文芸評論家 藤田昌司氏感涙!
「苦難にめげない男の美学。我々に大きな勇気をくれる本だ」
賭場の借金を返すまで、なにがあろうと大川を越えて深川に足を踏み入れられない若い大工を描く長編時代小説
苦難にめげない男の美学に勇気が湧く! 文芸評論家 藤田昌司
ちょっとした失意がもとで賭場にはまった若い流しの大工が、わずか半年で二十両もの借りを作ってしまう。きれいにするまで、住みなれた深川から追放、大川から一歩でも入ってきたら殺すと宣告され、立ち直りを決意、町道場で心身を鍛え、呉服商の大店(おおだな)の手代になる。顧客の評判もよく大量の注文が相次ぐが、順風満帆とはいかない。男社会のねたみ、そねみ、そして奸計(かんけい)。気がつけば重大な危機に……。

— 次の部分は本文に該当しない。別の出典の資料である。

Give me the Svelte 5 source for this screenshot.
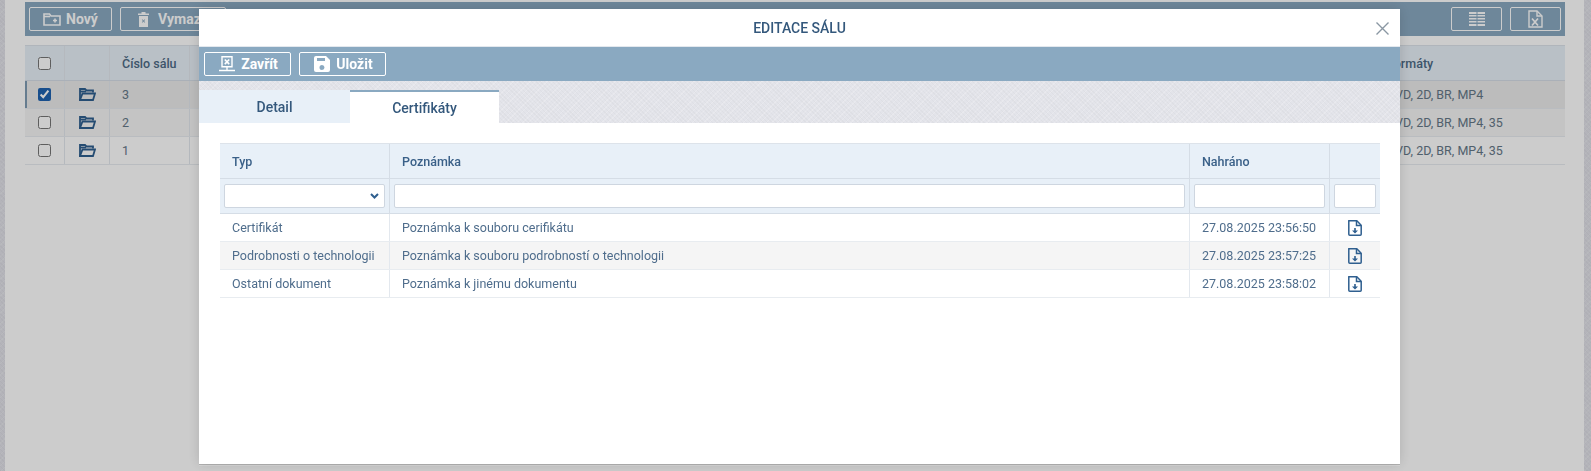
<script lang="ts">
    const halls = [
        { number: '3', formats: 'DVD, 2D, BR, MP4', selected: true },
        { number: '2', formats: 'DVD, 2D, BR, MP4, 35', selected: false },
        { number: '1', formats: 'DVD, 2D, BR, MP4, 35', selected: false }
    ];

    const files = [
        { type: 'Certifikát', note: 'Poznámka k souboru cerifikátu', uploaded: '27.08.2025 23:56:50' },
        { type: 'Podrobnosti o technologii', note: 'Poznámka k souboru podrobností o technologii', uploaded: '27.08.2025 23:57:25' },
        { type: 'Ostatní dokument', note: 'Poznámka k jinému dokumentu', uploaded: '27.08.2025 23:58:02' }
    ];
</script>

<div class="page">
    <main class="panel">
        <div class="toolbar">
            <button class="btn new">
                <svg width="18" height="13" viewBox="0 0 18 13" fill="none" stroke="currentColor" stroke-width="1.600"><path d="M1 12V1h5.500l1.500 2h9v9z" /><path d="M1 3.500h6" /><path d="M12 5.500v4M10 7.500h4" /></svg>
                Nový
            </button>
            <button class="btn delete">
                <svg width="11" height="15" viewBox="0 0 11 15" fill="currentColor"><path fill-rule="evenodd" d="M0 1.500h3.500V0h4v1.500H11V3H0zM1 4h9v11H1zM3.800 7.500l1 1.500-1 1.500h1l.7-1 .7 1h1l-1-1.500 1-1.500h-1l-.7 1-.7-1z" /></svg>
                Vymazat
            </button>
            <span class="spacer"></span>
            <button class="btn square">
                <svg width="16" height="14" viewBox="0 0 16 14" fill="currentColor"><path d="M0 0h7.500v2H0zM8.500 0H16v2H8.500zM0 3h7.500v1.500H0zM8.500 3H16v1.500H8.500zM0 6h7.500v1.500H0zM8.500 6H16v1.500H8.500zM0 9h7.500v1.500H0zM8.500 9H16v1.500H8.500zM0 12h7.500v2H0zM8.500 12H16v2H8.500z" /></svg>
            </button>
            <button class="btn square">
                <svg width="15" height="18" viewBox="0 0 15 18" fill="none" stroke="currentColor" stroke-width="1.400"><path d="M1 1h8l5 5v11H1z" /><path d="M9 1v5h5" /><path stroke-width="1.700" d="M4 8.500l6 7M10 8.500l-6 7" /></svg>
            </button>
        </div>

        <div class="halls">
            <div class="hall-row head">
                <div class="cell center"><input type="checkbox" /></div>
                <div class="cell"></div>
                <div class="cell">Číslo sálu</div>
                <div class="cell"></div>
                <div class="cell">Formáty</div>
            </div>
            {#each halls as hall}
                <div class="hall-row" class:selected={hall.selected}>
                    <div class="cell center"><input type="checkbox" checked={hall.selected} /></div>
                    <div class="cell center">
                        <svg width="17" height="13" viewBox="0 0 17 13" fill="none" stroke="#2f5f8f" stroke-width="1.800"><path d="M1 12V1h5l1.500 1.500H14v2" /><path d="M1 3.500h6" /><path d="M1 12l2.500-6.500H16L14 12z" /></svg>
                    </div>
                    <div class="cell">{hall.number}</div>
                    <div class="cell"></div>
                    <div class="cell">{hall.formats}</div>
                </div>
            {/each}
        </div>
    </main>

    <div class="backdrop"></div>

    <div class="modal" role="dialog" aria-modal="true">
        <header class="modal-header">
            <h2>EDITACE SÁLU</h2>
            <button class="close" aria-label="Zavřít">
                <svg width="13" height="13" viewBox="0 0 13 13" stroke="#8a97a3" stroke-width="1.400"><path d="M.5.500l12 12M12.500.500l-12 12" /></svg>
            </button>
        </header>

        <div class="modal-toolbar">
            <button class="btn">
                <svg width="16" height="16" viewBox="0 0 16 16" fill="none" stroke="currentColor" stroke-width="1.400"><path d="M3 .8h10v10H3z" /><path stroke-width="1.600" d="M5.800 3.500l4.400 4.600M10.200 3.500L5.800 8.100" /><path d="M8 11v3M0 14.500h16" /></svg>
                Zavřít
            </button>
            <button class="btn">
                <svg width="16" height="16" viewBox="0 0 16 16" fill="currentColor"><path fill-rule="evenodd" d="M2 0h10l4 4v10a2 2 0 0 1-2 2H2a2 2 0 0 1-2-2V2a2 2 0 0 1 2-2zM3 2v3h8V2zM8 9a2.500 2.500 0 1 0 0 5 2.500 2.500 0 0 0 0-5z" /></svg>
                Uložit
            </button>
        </div>

        <div class="tabs">
            <div class="tab">Detail</div>
            <div class="tab active">Certifikáty</div>
        </div>

        <div class="modal-body">
            <div class="file-row head">
                <div class="cell">Typ</div>
                <div class="cell">Poznámka</div>
                <div class="cell">Nahráno</div>
                <div class="cell"></div>
            </div>
            <div class="file-row filter">
                <div class="cell">
                    <div class="select">
                        <svg width="9" height="6" viewBox="0 0 9 6" fill="none" stroke="#2f5f8f" stroke-width="2"><path d="M1 1l3.500 3.500L8 1" /></svg>
                    </div>
                </div>
                <div class="cell"><input type="text" /></div>
                <div class="cell"><input type="text" /></div>
                <div class="cell"><input type="text" /></div>
            </div>
            {#each files as file}
                <div class="file-row">
                    <div class="cell">{file.type}</div>
                    <div class="cell">{file.note}</div>
                    <div class="cell">{file.uploaded}</div>
                    <div class="cell center">
                        <svg width="14" height="16" viewBox="0 0 14 16" fill="none" stroke="#2f5f8f" stroke-width="1.500"><path d="M1.800.8h7l4.400 4.400v9a1 1 0 0 1-1 1H1.800a1 1 0 0 1-1-1v-13.400a1 1 0 0 1 1-1z" /><path d="M8.500 1v4.500H13" /><path fill="#2f5f8f" stroke="none" d="M6.200 8h1.600v2.500H10L7 13.500 4 10.500h2.200z" /></svg>
                    </div>
                </div>
            {/each}
        </div>
    </div>
</div>

<style>
    :global(body) {
        margin: 0;
        overflow: hidden;
        font-family: Roboto, "Liberation Sans", sans-serif;
    }

    .page {
        height: 471px;
        padding: 0 7px 0 5px;
        box-sizing: border-box;
        background:
            repeating-linear-gradient(45deg, rgba(0, 0, 0, 0.025) 0 1px, transparent 1px 3px),
            repeating-linear-gradient(-45deg, rgba(255, 255, 255, 0.2) 0 1px, transparent 1px 4px),
            #e1e2e9;
    }

    .panel {
        height: 100%;
        padding: 2px 19px 0 20px;
        box-sizing: border-box;
        background: #fff;
    }

    .backdrop {
        position: fixed;
        inset: 0;
        background: rgba(0, 0, 0, 0.2);
    }

    button {
        font-family: inherit;
    }

    .toolbar,
    .modal-toolbar {
        display: flex;
        align-items: center;
        background: #8aa9c1;
    }

    .toolbar {
        height: 34px;
        padding: 0 4px;
        gap: 8px;
        margin-bottom: 9px;
    }

    .spacer {
        flex: 1;
    }

    .btn {
        display: flex;
        align-items: center;
        justify-content: center;
        gap: 6px;
        height: 24px;
        padding: 0 14px;
        border: 1px solid #fff;
        border-radius: 2px;
        background: transparent;
        color: #fff;
        font-size: 14px;
        font-weight: 700;
    }

    .btn.new {
        width: 83px;
        padding: 0;
        gap: 5px;
    }

    .btn.delete {
        width: 106px;
        padding: 0 0 0 17px;
        gap: 9px;
        justify-content: flex-start;
    }

    .btn.square {
        width: 51px;
        padding: 0;
    }

    .cell {
        display: flex;
        align-items: center;
        min-width: 0;
        padding: 0 12px;
        box-sizing: border-box;
        border-right: 1px solid #e3e8ee;
        white-space: nowrap;
    }

    .cell.center {
        justify-content: center;
        padding: 0;
    }

    .cell:last-child {
        border-right: 0;
    }

    .hall-row {
        display: grid;
        grid-template-columns: 40px 45px 80px 1fr 190px;
        height: 28px;
        border-bottom: 1px solid #e8ecf0;
        box-sizing: border-box;
        color: #657888;
        font-size: 12.500px;
    }

    .hall-row:nth-child(odd) {
        background: #f5f5f5;
    }

    .hall-row.head {
        height: 36px;
        background: #e8f0f8;
        border-top: 1px solid #dde3ea;
        border-bottom: 1px solid #d5dde6;
        color: #4d6a85;
        font-weight: 500;
    }

    .hall-row.selected {
        background: #ebebeb;
        box-shadow: inset 2px 0 0 #7f9bb3;
    }

    input[type="checkbox"] {
        width: 13px;
        height: 13px;
        margin: 0;
        accent-color: #1f62b0;
    }

    .modal {
        position: fixed;
        top: 9px;
        left: 199px;
        width: 1201px;
        height: 455px;
        display: flex;
        flex-direction: column;
        background: #fff;
        box-shadow: 0 0 12px rgba(0, 0, 0, 0.15), 0 1px 0 #b4b4b4, 0 2px 0 #d8d8d8;
    }

    .modal-header {
        position: relative;
        flex: none;
        height: 38px;
        display: flex;
        align-items: center;
        justify-content: center;
        border-bottom: 1px solid #e3e8ee;
        box-sizing: border-box;
    }

    .modal-header h2 {
        margin: 0;
        font-size: 14px;
        font-weight: 500;
        color: #34587c;
    }

    .close {
        position: absolute;
        top: 13px;
        right: 11px;
        padding: 0;
        border: 0;
        background: none;
        line-height: 0;
    }

    .modal-toolbar {
        flex: none;
        height: 34px;
        padding: 0 5px;
        gap: 8px;
    }

    .modal-toolbar .btn {
        padding: 0 0 0 2px;
        width: 87px;
    }

    .tabs {
        flex: none;
        display: flex;
        height: 42px;
        padding-top: 9px;
        box-sizing: border-box;
        background:
            repeating-linear-gradient(45deg, rgba(0, 0, 0, 0.025) 0 1px, transparent 1px 3px),
            repeating-linear-gradient(-45deg, rgba(255, 255, 255, 0.2) 0 1px, transparent 1px 4px),
            #e3e4ea;
    }

    .tab {
        display: flex;
        align-items: center;
        justify-content: center;
        width: 151px;
        background: #e8f0f8;
        color: #34587c;
        font-size: 14px;
        font-weight: 500;
    }

    .tab.active {
        width: 149px;
        border-top: 2px solid #8aa9c1;
        background: #fff;
    }

    .modal-body {
        flex: 1;
        padding: 20px 20px 0 21px;
    }

    .file-row {
        display: grid;
        grid-template-columns: 170px 800px 140px 50px;
        height: 28px;
        border-bottom: 1px solid #e8ecf0;
        box-sizing: border-box;
        color: #4f6d8c;
        font-size: 12.500px;
    }

    .file-row:nth-child(even) {
        background: #f5f5f5;
    }

    .file-row.head {
        height: 36px;
        background: #e8f0f8;
        border-top: 1px solid #dde3ea;
        border-bottom: 1px solid #d5dde6;
        color: #3a6088;
        font-weight: 500;
    }

    .file-row.filter {
        height: 35px;
        background: #e8f0f8;
        border-bottom: 1px solid #d5dde6;
    }

    .file-row.head .cell,
    .file-row.filter .cell {
        border-right-color: #d5dde6;
    }

    .file-row.filter .cell {
        padding: 0 4px;
    }

    .file-row.filter input,
    .select {
        display: flex;
        align-items: center;
        justify-content: flex-end;
        width: 100%;
        height: 24px;
        padding: 0 5px;
        border: 1px solid #ced6e0;
        border-radius: 2px;
        background: #fff;
        box-sizing: border-box;
    }
</style>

起伏に富んだストーリーだが、安普請ではない。何よりも人間に対する深い洞察力がいい。作者が追求しているのは、苦難にめげない男の美学だ。「甘えの構造」が寒風に吹きさらされている今こそ勇気を与えてくれる。
「二十両をけえし終わるまでは、大川を渡るんじゃねえ。どこでなにしようと勝手だが、それ以外で一歩でも渡ったら、その場で始末する」腕利きの大工である銀次の足は、永代橋を前にして動かなくなった。最愛の女性を失ったのがもとで賭場にはまり、挙句、仲間の家庭まで潰した銀次。その責めに押され更生を決意したものの、深川を追放されたとなれば仕事は激減する。博徒猪之介の縛りがどれほどきついことか、思い知ったのだ。懊悩(おうのう)し変転する運命を甘受(かんじゅ)した銀次。やがて、一条の光明を見出した時、思いもよらぬ奸計(かんけい)が銀次に牙を剥(む)いた──ひとたび渡れば引き返せない、意地を貫く男の矜持(きょうじ)を注目の新鋭が描く感涙の長編時代小説。